Deconstructed: The Adventures of Co-Parenting And Running A Business With My Ex-Husband

By Ally Hamilton

You know the fairy-tale about the princess who marries the prince and has babies, and opens a yoga studio with him and gets divorced and has to figure out how to keep it all going? Yeah, me neither, although I’m living that story now.

When I tell people I’m in business with my ex and we have two young kids, they say something along the lines of, “Wow. How does THAT work?!” Most of the time it works really well. Of course I have my moments when I’m reminded of why we’re divorced, and I might even curse him with every expletive I can think of, but those moments are few and far between. I’m sure he has his moments, too.

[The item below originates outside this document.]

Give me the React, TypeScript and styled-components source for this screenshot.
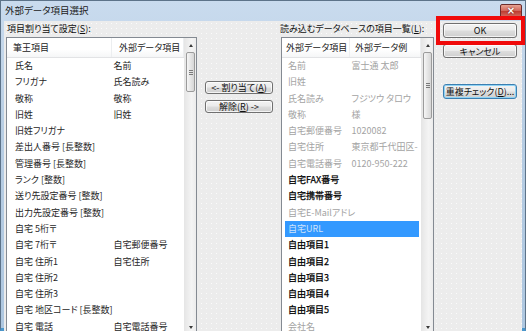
import React from 'react';
import styled, { createGlobalStyle } from 'styled-components';

const GlobalStyle = createGlobalStyle`
  html, body {
    margin: 0;
    padding: 0;
  }
  body {
    width: 526px;
    height: 331px;
    overflow: hidden;
    font-family: "Noto Sans CJK JP", "Noto Sans", sans-serif;
    font-feature-settings: "palt";
  }
`;

const Window = styled.div`
  position: relative;
  width: 526px;
  height: 331px;
  box-sizing: border-box;
  display: flex;
  flex-direction: column;
  padding: 0 3px;
  border: 1px solid #5d7389;
  border-bottom: 3px solid #4b97cc;
  background: linear-gradient(#c9dbee, #b7cde3 40%, #aec7e0);
`;

const TitleBar = styled.div`
  height: 20px;
  flex: none;
  display: flex;
  align-items: flex-start;
  padding-left: 1px;
`;

const Title = styled.span`
  font-size: 9.5px;
  line-height: 18px;
  color: #1b1b1b;
`;

const CloseButton = styled.div`
  margin-left: auto;
  margin-top: 3px;
  width: 22px;
  height: 14px;
  box-sizing: border-box;
  border: 1px solid #6b2c2c;
  border-radius: 2px;
  background: linear-gradient(#e8a393, #d0655a 50%, #bd3a2e 50%, #d27063);
  display: flex;
  align-items: center;
  justify-content: center;
  color: #fff;
  font-family: "DejaVu Sans", sans-serif;
  font-size: 10px;
  font-weight: bold;
  line-height: 1;
  text-shadow: 0 0 2px #5a1a10;
`;

const Body = styled.div`
  flex: 1;
  display: grid;
  grid-template-columns: 191px 84px 153px 1fr;
  padding: 0 0 1px 2px;
  background-color: #ececec;
  background-image: radial-gradient(#fbfbfb 0.6px, transparent 0.9px);
  background-size: 5px 5px;
`;

const Panel = styled.div`
  display: flex;
  flex-direction: column;
  min-height: 0;
`;

const Label = styled.div<{ $shift: number }>`
  height: 16px;
  line-height: 16px;
  font-size: 9px;
  color: #111;
  margin-left: ${(p) => p.$shift}px;
  white-space: nowrap;
`;

const ListBox = styled.div`
  flex: 1;
  min-height: 0;
  display: flex;
  border: 1px solid #848a92;
  background: #fff;
  overflow: hidden;
`;

const ListContent = styled.div`
  flex: 1;
  min-width: 0;
  display: flex;
  flex-direction: column;
  overflow: hidden;
`;

const Header = styled.div<{ $cols: string }>`
  flex: none;
  height: 19px;
  display: grid;
  grid-template-columns: ${(p) => p.$cols};
  border-bottom: 1px solid #e2e3e5;
  background: linear-gradient(#ffffff, #ffffff 60%, #f5f6f7);
`;

const HeaderCell = styled.div<{ $pad: number }>`
  padding-left: ${(p) => p.$pad}px;
  font-size: 9px;
  line-height: 19px;
  color: #222;
  white-space: nowrap;
  overflow: hidden;
  border-right: 1px solid #eceef0;
`;

type Tone = 'normal' | 'dim' | 'strong';

const Row = styled.div<{ $cols: string; $pad: number; $tone: Tone; $selected?: boolean }>`
  flex: none;
  height: 16.3px;
  margin: 0 2px 0 3px;
  padding-left: ${(p) => p.$pad}px;
  display: grid;
  grid-template-columns: ${(p) => p.$cols};
  font-size: 9px;
  line-height: 16.3px;
  white-space: nowrap;
  background: ${(p) => (p.$selected ? '#3399ff' : 'transparent')};
  color: ${(p) =>
    p.$selected ? '#cfe3fb' : p.$tone === 'dim' ? '#a3a3a3' : p.$tone === 'strong' ? '#000' : '#262626'};
  -webkit-text-stroke: ${(p) => (p.$tone === 'strong' ? '0.25px #000' : '0')};
`;

const Cell = styled.span`
  min-width: 0;
`;

const ScrollTrack = styled.div`
  flex: none;
  width: 11px;
  display: flex;
  flex-direction: column;
  align-items: center;
  border-left: 1px solid #e6e6e6;
  background: linear-gradient(90deg, #e7e7e7, #f4f4f4 60%, #ececec);
`;

const ArrowBox = styled.div<{ $h: number }>`
  height: ${(p) => p.$h}px;
  flex: none;
  display: flex;
  align-items: center;
  justify-content: center;
`;

const Triangle = styled.span<{ $down?: boolean }>`
  width: 0;
  height: 0;
  border-left: 2.5px solid transparent;
  border-right: 2.5px solid transparent;
  ${(p) => (p.$down ? 'border-top: 3px solid #3a3a3a;' : 'border-bottom: 3px solid #3a3a3a;')}
`;

const Thumb = styled.div<{ $size: number }>`
  flex: none;
  height: ${(p) => p.$size}px;
  width: 9px;
  box-sizing: border-box;
  border: 1px solid #9b9b9b;
  border-radius: 2px;
  background: linear-gradient(90deg, #f6f6f6, #e4e4e4 55%, #d6d6d6);
  display: flex;
  align-items: center;
  justify-content: center;

  &::after {
    content: '';
    width: 4px;
    height: 5px;
    background: repeating-linear-gradient(#7a7a7a 0 1px, transparent 1px 2px);
  }
`;

const Gap = styled.div`
  flex: 1;
`;

const MiddleColumn = styled.div`
  display: flex;
  flex-direction: column;
  align-items: center;
  padding-top: 60px;
  gap: 6px;
`;

const ButtonColumn = styled.div`
  display: flex;
  flex-direction: column;
  padding: 2px 0 0 9px;
`;

const PushButton = styled.button<{ $w: number; $h: number; $gap?: number; $focus?: boolean }>`
  width: ${(p) => p.$w}px;
  height: ${(p) => p.$h}px;
  margin-top: ${(p) => p.$gap ?? 0}px;
  padding: 0;
  box-sizing: border-box;
  font-family: "Noto Sans CJK JP", sans-serif;
  font-feature-settings: "palt";
  font-size: 9px;
  line-height: 1;
  color: #111;
  white-space: nowrap;
  border: 1px solid ${(p) => (p.$focus ? '#3c7fb1' : '#707070')};
  border-radius: 3px;
  background: linear-gradient(#f3f3f3, #ebebeb 48%, #dddddd 52%, #cfcfcf);
  box-shadow: inset 0 0 0 1px ${(p) => (p.$focus ? '#8ed3f5' : 'rgba(255,255,255,0.75)')};
`;

const Callout = styled.div`
  position: absolute;
  left: 435px;
  top: 15px;
  width: 89px;
  height: 29px;
  box-sizing: border-box;
  border: 4px solid #f00a0a;
  pointer-events: none;
`;

interface RowData {
  name: string;
  value?: string;
  tone?: Tone;
  selected?: boolean;
}

const leftRows: RowData[] = [
  { name: '氏名', value: '名前' },
  { name: 'フリガナ', value: '氏名読み' },
  { name: '敬称', value: '敬称' },
  { name: '旧姓', value: '旧姓' },
  { name: '旧姓フリガナ' },
  { name: '差出人番号 [長整数]' },
  { name: '管理番号 [長整数]' },
  { name: 'ランク [整数]' },
  { name: '送り先設定番号 [整数]' },
  { name: '出力先設定番号 [整数]' },
  { name: '自宅 5桁〒' },
  { name: '自宅 7桁〒', value: '自宅郵便番号' },
  { name: '自宅 住所1', value: '自宅住所' },
  { name: '自宅 住所2' },
  { name: '自宅 住所3' },
  { name: '自宅 地区コード [長整数]' },
  { name: '自宅 電話', value: '自宅電話番号' },
];

const rightRows: RowData[] = [
  { name: '名前', value: '富士通 太郎', tone: 'dim' },
  { name: '旧姓', tone: 'dim' },
  { name: '氏名読み', value: 'フジツウ タロウ', tone: 'dim' },
  { name: '敬称', value: '様', tone: 'dim' },
  { name: '自宅郵便番号', value: '1020082', tone: 'dim' },
  { name: '自宅住所', value: '東京都千代田区-', tone: 'dim' },
  { name: '自宅電話番号', value: '0120-950-222', tone: 'dim' },
  { name: '自宅FAX番号', tone: 'strong' },
  { name: '自宅携帯番号', tone: 'strong' },
  { name: '自宅E-Mailアドレ', tone: 'dim' },
  { name: '自宅URL', tone: 'dim', selected: true },
  { name: '自由項目1', tone: 'strong' },
  { name: '自由項目2', tone: 'strong' },
  { name: '自由項目3', tone: 'strong' },
  { name: '自由項目4', tone: 'strong' },
  { name: '自由項目5', tone: 'strong' },
  { name: '会社名', tone: 'dim' },
];

interface FieldListProps {
  headers: [string, string];
  headerCols: string;
  headerPad: number;
  rowCols: string;
  rowPad: number;
  rows: RowData[];
  thumb: number;
}

const FieldList = ({ headers, headerCols, headerPad, rowCols, rowPad, rows, thumb }: FieldListProps) => (
  <ListBox>
    <ListContent>
      <Header $cols={headerCols}>
        <HeaderCell $pad={headerPad}>{headers[0]}</HeaderCell>
        <HeaderCell $pad={headerPad + 1}>{headers[1]}</HeaderCell>
      </Header>
      {rows.map((r, i) => (
        <Row key={i} $cols={rowCols} $pad={rowPad} $tone={r.tone ?? 'normal'} $selected={r.selected}>
          <Cell>{r.name}</Cell>
          <Cell>{r.value ?? ''}</Cell>
        </Row>
      ))}
    </ListContent>
    <ScrollTrack>
      <ArrowBox $h={14}>
        <Triangle />
      </ArrowBox>
      <Thumb $size={thumb} />
      <Gap />
      <ArrowBox $h={15}>
        <Triangle $down />
      </ArrowBox>
    </ScrollTrack>
  </ListBox>
);

const App = () => {
  return (
    <>
      <GlobalStyle />
      <Window>
        <TitleBar>
          <Title>外部データ項目選択</Title>
          <CloseButton>×</CloseButton>
        </TitleBar>
        <Body>
          <Panel>
            <Label $shift={1}>
              項目割り当て設定(<u>S</u>):
            </Label>
            <FieldList
              headers={['筆王項目', '外部データ項目']}
              headerCols="105px 1fr"
              headerPad={6}
              rowCols="98.5px 1fr"
              rowPad={5}
              rows={leftRows}
              thumb={40}
            />
          </Panel>
          <MiddleColumn>
            <PushButton $w={68} $h={13}>
              &lt;- 割り当て(<u>A</u>)
            </PushButton>
            <PushButton $w={68} $h={13}>
              解除(<u>R</u>) -&gt;
            </PushButton>
          </MiddleColumn>
          <Panel>
            <Label $shift={-1}>
              読み込むデータベースの項目一覧(<u>L</u>):
            </Label>
            <FieldList
              headers={['外部データ項目', '外部データ例']}
              headerCols="68px 1fr"
              headerPad={4}
              rowCols="63.5px 1fr"
              rowPad={3}
              rows={rightRows}
              thumb={67}
            />
          </Panel>
          <ButtonColumn>
            <PushButton $w={74} $h={15}>
              OK
            </PushButton>
            <PushButton $w={74} $h={14} $gap={6}>
              キャンセル
            </PushButton>
            <PushButton $w={74} $h={15} $gap={26} $focus>
              重複チェック(<u>D</u>)...
            </PushButton>
          </ButtonColumn>
        </Body>
        <Callout />
      </Window>
    </>
  );
};

export default App;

The thing is, my life looks nothing like any five-year plan I ever would have devised, and nothing like the picture I had in my head of “how things should be”. Growing up, I went back and forth between my mom’s and my dad’s, three nights here, four nights there, switching that fourth night every other week. If you’ve never lived that way, it’s crazy-making. I was forever forgetting my keys and finding myself locked out, or leaving something essential at one place or the other. The rules were different in each household, as was the energy. When I was at my dad’s I missed my mom. When I was at my mom’s, I worried about my dad. When my step-parents joined the circus, it got even crazier. My mom and stepmom did not like each other, and did not hide that fact from me. My dad said disparaging things about my step-dad. You know who never said a bad word about anyone to me, or within my earshot? My step-dad, and I remember that to this day.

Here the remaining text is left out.